Okay. Got you. And then second question, I guess, it might be a little bit of a bigger picture question. And I guess what I want to focus on is how do you guys envision yourselves still being able to take price from your customer. What I mean by that is it seems like you might be changing around the way you think about spending your capital and this does or it historically has seemed like it’s an somewhat of an arms race in terms of you’ve got to build the best, the biggest, the fastest roller coasters. And if -- maybe I’m reading too much into this, but you guys kind of changing the way you spend that capital? And I guess that goes to the question as you kind of change the way you think about spending capital? Will you still be able to push price as easily as you have in the past? Does that make sense?

Richard Zimmerman

Great question, Steve. From a capital perspective we’ve made a number of significant investments over the last several years that we think we can continue to leverage into the future. When you look broadly at our capital program, yes, there were large scale significant coasters like Fury 325 or -- at Charlotte -- Steel Vengeance here at Cedar Point. The great examples of roller coasters that were impactful during the year, but we continue to leverage those for many years in our marketing campaigns. When I think about the Hotel Breakers renovation parkwide Wi-Fi at all of our parks, group catering facilities supporting our group sales efforts to water park expansions which really broaden our appeal to our season passholders and families in the regions.
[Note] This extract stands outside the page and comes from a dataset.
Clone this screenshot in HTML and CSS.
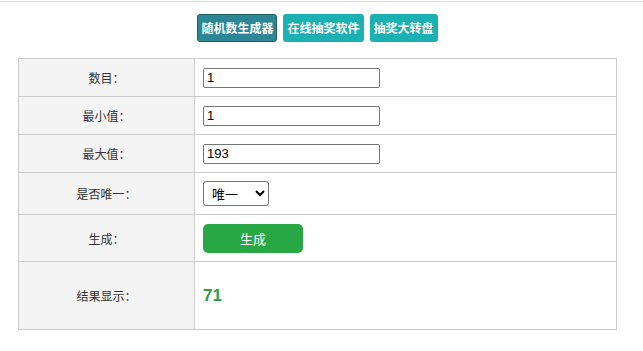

I think the emphasis in the capital and what we call our marketable capital is always going to be on driving demand and leveraging the investments we’ve already made. So, we think that while we’re trying to stretch out the cadence of the more significant investments we’re still going to make significant investments in any given year. But we’re also going to make sure that we’ve got something that we can go to market within in each of our markets to promote demand and increasingly in regards to our ability to take price, we seen an ability with our events to be able to drive price as we create that urgency.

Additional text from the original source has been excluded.